31 декабря 1942

Здравствуй, Лида!

Итак, поздравляю тебя с Новым военным годом. Твои письма, где ты сообщала о переменах, происшедших в твоей жизни, я получил, но просто было некогда отвечать. Искренне тебя поздравляю.

Этот Новый год я встречаю в исключительно приподнятом настроении. Мы наступаем! Не думай, что я пишу неискренне. Для человека, пережившего два года больших отступлений, прошедшего пешком от Днестра до Кавказа, наступление необходимо, как воздух. Не знаю, ошибаюсь я или нет, но мне кажется, что песенка немцев спета и, хотя военное счастье еще может колебаться много раз, это уже агония — «он бездну видит пред собою и гибнет, гибнет наконец»[1].  Осматривая себя в этой войне, я могу упрекнуть себя очень во многом. Я растерял все знания, полученные мной до войны, и живу, пережевывая крохи прошлого. Я очень черств на восприятие — могу смотреть на самые душераздирающие сцены, и они не задевают меня (извиняюсь, если выражаюсь темно и коряво — отвык; постарайся понять).
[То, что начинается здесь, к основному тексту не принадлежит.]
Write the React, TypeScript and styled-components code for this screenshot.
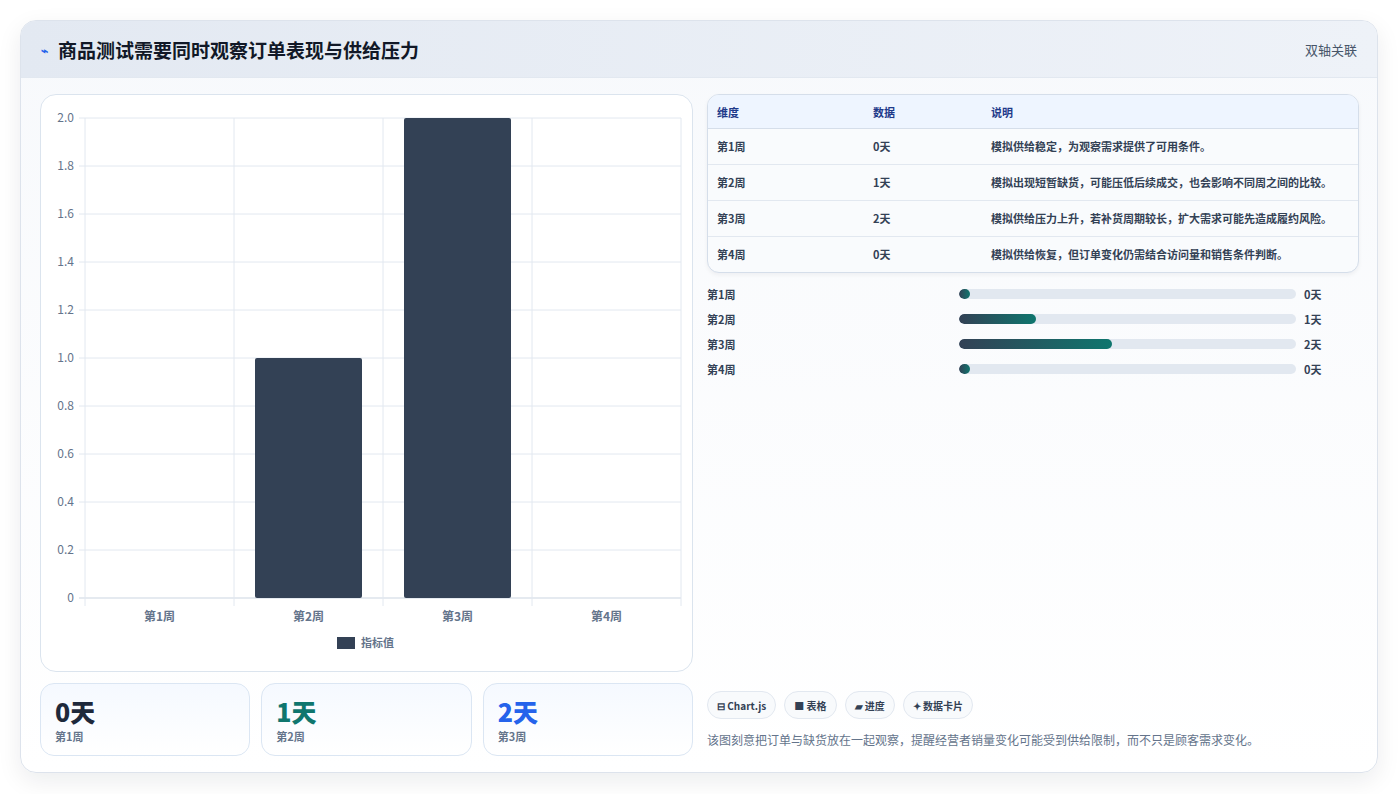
import styled, { createGlobalStyle } from "styled-components";

const GlobalStyle = createGlobalStyle`
  html, body { margin: 0; padding: 0; background: #ffffff; }
  body { font-family: "Noto Sans CJK SC", "Noto Sans", sans-serif; color: #1e293b; }
`;

const weeks = [
  { name: "第1周", value: 0, note: "模拟供给稳定，为观察需求提供了可用条件。" },
  { name: "第2周", value: 1, note: "模拟出现短暂缺货，可能压低后续成交，也会影响不同周之间的比较。" },
  { name: "第3周", value: 2, note: "模拟供给压力上升，若补货周期较长，扩大需求可能先造成履约风险。" },
  { name: "第4周", value: 0, note: "模拟供给恢复，但订单变化仍需结合访问量和销售条件判断。" },
];

const Page = styled.div`
  padding: 20px 21px 21px 20px;
`;

const Card = styled.div`
  height: 753px;
  box-sizing: border-box;
  border: 1px solid #dde3ec;
  border-radius: 16px;
  background: linear-gradient(180deg, #f7f9fc 0%, #ffffff 100%);
  box-shadow: 0 8px 24px rgba(15, 23, 42, 0.08);
  overflow: hidden;
  display: flex;
  flex-direction: column;
`;

const Header = styled.div`
  height: 56px;
  flex: none;
  display: flex;
  align-items: center;
  justify-content: space-between;
  padding: 0 20px;
  background: linear-gradient(90deg, #e3e9f2 0%, #eef2f8 100%);
  border-bottom: 1px solid #e2e8f0;
`;

const Title = styled.h2`
  margin: 0;
  font-size: 19px;
  font-weight: 700;
  color: #111827;
  display: flex;
  align-items: center;
  gap: 10px;
`;

const Mark = styled.span`
  color: #2563eb;
  font-size: 12px;
`;

const Tag = styled.span`
  font-size: 13px;
  color: #475569;
`;

const Body = styled.div`
  flex: 1;
  display: grid;
  grid-template-columns: 653px 1fr;
  gap: 14px;
  padding: 16px 18px 18px 19px;
`;

const Left = styled.div`
  display: flex;
  flex-direction: column;
  gap: 11px;
`;

const ChartBox = styled.div`
  height: 578px;
  box-sizing: border-box;
  border: 1px solid #dbe4ee;
  border-radius: 16px;
  background: #fff;
`;

const Stats = styled.div`
  display: grid;
  grid-template-columns: repeat(3, 1fr);
  gap: 11px;
`;

const Stat = styled.div`
  height: 73px;
  box-sizing: border-box;
  border: 1px solid #dbe6f3;
  border-radius: 14px;
  background: linear-gradient(180deg, #f5f9ff 0%, #ffffff 100%);
  padding: 10px 14px;
`;

const StatValue = styled.div<{ $c: string }>`
  font-size: 25px;
  font-weight: 800;
  line-height: 34px;
  color: ${(p) => p.$c};
`;

const StatLabel = styled.div`
  font-size: 11px;
  font-weight: 700;
  color: #64748b;
`;

const Right = styled.div`
  display: flex;
  flex-direction: column;
`;

const Table = styled.table`
  width: 100%;
  border-collapse: separate;
  border-spacing: 0;
  border: 1px solid #d5deea;
  border-radius: 12px;
  overflow: hidden;
  font-size: 11px;
  font-weight: 700;
  color: #334155;
  background: #f9fbfd;
  box-shadow: 0 2px 4px rgba(15, 23, 42, 0.05);
  th {
    text-align: left;
    background: #eef5ff;
    color: #1e3a8a;
    height: 33px;
    padding: 0 9px;
    border-bottom: 1px solid #d5deea;
  }
  td {
    padding: 9px 9px;
    line-height: 17px;
    vertical-align: top;
    border-bottom: 1px solid #e2e8f0;
  }
  tr:last-child td { border-bottom: none; }
`;

const Bars = styled.div`
  display: flex;
  flex-direction: column;
  gap: 7px;
  margin-top: 12px;
  font-size: 11px;
  font-weight: 700;
  color: #334155;
`;

const BarRow = styled.div`
  display: grid;
  grid-template-columns: 244px 337px 1fr;
  gap: 8px;
  align-items: center;
  height: 18px;
`;

const Track = styled.div`
  height: 10px;
  border-radius: 5px;
  background: #e2e8f0;
  overflow: hidden;
`;

const Fill = styled.div`
  height: 100%;
  min-width: 11px;
  border-radius: 5px;
  background: linear-gradient(90deg, #334155 0%, #0f766e 100%);
`;

const Spacer = styled.div`
  flex: 1;
`;

const Chips = styled.div`
  display: flex;
  gap: 8px;
  margin-bottom: 12px;
`;

const Chip = styled.span`
  height: 28px;
  box-sizing: border-box;
  padding: 0 9px;
  display: flex;
  align-items: center;
  gap: 4px;
  border: 1px solid #e2e8f0;
  border-radius: 14px;
  background: #f8fafc;
  font-size: 10px;
  font-weight: 700;
  color: #334155;
`;

const Caption = styled.p`
  margin: 0 0 8px;
  font-size: 12px;
  color: #64748b;
`;

function Chart() {
  const x0 = 44, x1 = 640, y0 = 23, y1 = 503;
  const ticks = [0, 0.2, 0.4, 0.6, 0.8, 1.0, 1.2, 1.4, 1.6, 1.8, 2.0];
  const cw = (x1 - x0) / 4;
  const y = (v: number) => y1 - (v / 2) * (y1 - y0);
  return (
    <svg width="651" height="576" style={{ display: "block" }} fontFamily='"Noto Sans CJK SC", sans-serif'>
      {ticks.map((t) => (
        <g key={t}>
          <line x1={x0 - 6} x2={x1} y1={y(t)} y2={y(t)} stroke={t === 0 ? "#cbd5e1" : "#e2e8f0"} />
          <text x={x0 - 11} y={y(t) + 4} textAnchor="end" fontSize="12" fill="#64748b">
            {t === 0 ? "0" : t.toFixed(1)}
          </text>
        </g>
      ))}
      {[0, 1, 2, 3, 4].map((i) => (
        <line key={i} x1={x0 + i * cw} x2={x0 + i * cw} y1={y0} y2={y1 + 8} stroke="#e2e8f0" />
      ))}
      {weeks.map((w, i) => (
        <g key={w.name}>
          {w.value > 0 && (
            <rect x={x0 + i * cw + 21} y={y(w.value)} width={107} height={y1 - y(w.value)} fill="#334155" rx="2" />
          )}
          <text x={x0 + i * cw + cw / 2} y={y1 + 23} textAnchor="middle" fontSize="12" fontWeight="700" fill="#64748b">
            {w.name}
          </text>
        </g>
      ))}
      <rect x={296} y={542} width={18} height={12} fill="#334155" />
      <text x={320} y={552} fontSize="11" fontWeight="700" fill="#64748b">指标值</text>
    </svg>
  );
}

export default function App() {
  const colors = ["#1e293b", "#0f766e", "#2563eb"];
  return (
    <Page>
      <GlobalStyle />
      <Card>
        <Header>
          <Title><Mark>⌁</Mark>商品测试需要同时观察订单表现与供给压力</Title>
          <Tag>双轴关联</Tag>
        </Header>
        <Body>
          <Left>
            <ChartBox><Chart /></ChartBox>
            <Stats>
              {weeks.slice(0, 3).map((w, i) => (
                <Stat key={w.name}>
                  <StatValue $c={colors[i]}>{w.value}天</StatValue>
                  <StatLabel>{w.name}</StatLabel>
                </Stat>
              ))}
            </Stats>
          </Left>
          <Right>
            <Table>
              <colgroup>
                <col style={{ width: 156 }} />
                <col style={{ width: 118 }} />
                <col />
              </colgroup>
              <thead>
                <tr><th>维度</th><th>数据</th><th>说明</th></tr>
              </thead>
              <tbody>
                {weeks.map((w) => (
                  <tr key={w.name}>
                    <td>{w.name}</td>
                    <td>{w.value}天</td>
                    <td>{w.note}</td>
                  </tr>
                ))}
              </tbody>
            </Table>
            <Bars>
              {weeks.map((w) => (
                <BarRow key={w.name}>
                  <span>{w.name}</span>
                  <Track><Fill style={{ width: `${(w.value / 4.4) * 100}%` }} /></Track>
                  <span>{w.value}天</span>
                </BarRow>
              ))}
            </Bars>
            <Spacer />
            <Chips>
              <Chip>⊟ Chart.js</Chip>
              <Chip>■ 表格</Chip>
              <Chip>▰ 进度</Chip>
              <Chip>✦ 数据卡片</Chip>
            </Chips>
            <Caption>该图刻意把订单与缺货放在一起观察，提醒经营者销量变化可能受到供给限制，而不只是顾客需求变化。</Caption>
          </Right>
        </Body>
      </Card>
    </Page>
  );
}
Кроме того, я иногда (и довольно часто) — здесь так много перечеркнуто, т<ак> к<ак> мне трудно выразиться — крал, лгал, даже перед самим собой[2]. Иногда проявлял трусость, но иногда был и очень храбр. Храбрость у меня чаще всего базировалась на неверии в то, что меня в самом деле (так же как и других) могут убить или ранить, иногда на стремлении сделать так, чтобы вышло «красиво» (я никогда этого не думал, а здесь я просто пытаюсь словами выразить мгновенные и подсознательные чувства — получается плоско и грубо). Весь наигранный скепсис, кот<орый> я прежде считал первым признаком интеллигентности, с меня слетел, и я (с удивлением) обнаружил, что отношусь ко всему — и сейчас тоже — не только не скептически, а напротив, очень доверчиво и даже наивно. Цинизм считаю безнравственностью. Теперь, подводя некоторый итог, я могу гордиться только одним: я никогда не сомневался в победе. Ни когда я лежал в полыни под перекрестным пулеметным обстрелом, ни выбираясь один ночами из окружения — никогда я не сомневался в окончательной победе (также как человек никогда не может поверить, что его всерьез могут убить). У меня большой грех (я его изживаю — практическая никчемность — с этим я уже почти справился). Добавлю ко всему этому, что у меня почти всегда веселое настроение и что я очень хорошо (без хвастовства) умею переносить физические лишения и трудности. Ну вот я и разразился очень длинным, очень бестолковым письмом — хоть поздно, а вступленье есть[3].

Р. S. Твое географич<еское> чутье тебя не обмануло. <...> Жду писем. Твой брат Юрий

Р. S. Р. S. Перечел второй раз свою бестолковую «исповедь» — Боже, какая чушь. Ну да будет так.



[1] Неточная цитата из стих. А. С. Пушкина «Наполеон» (1821).

[2] Ю. М. здесь и далее с юным максимализмом чрезмерно преувеличивал свои недостатки; насколько известно из его военных рассказов, кражи голодных солдат его взвода заключались в несанкционированных «реквизициях» колхозной живности или в случайном воровстве из неохраняемого вагона, как думалось, ящика водки и ящика консервов (потом оказалось, что это — бутылки с горючей смесью и противотанковые гранаты без ручек). Ю. М. с гордостью подчеркивал, что его полк не участвовал в грабежах и мародерстве во время оккупации Германии).

[3] Цитата из пушкинского «Евгения Онегина» (заключительная строка гл. 7).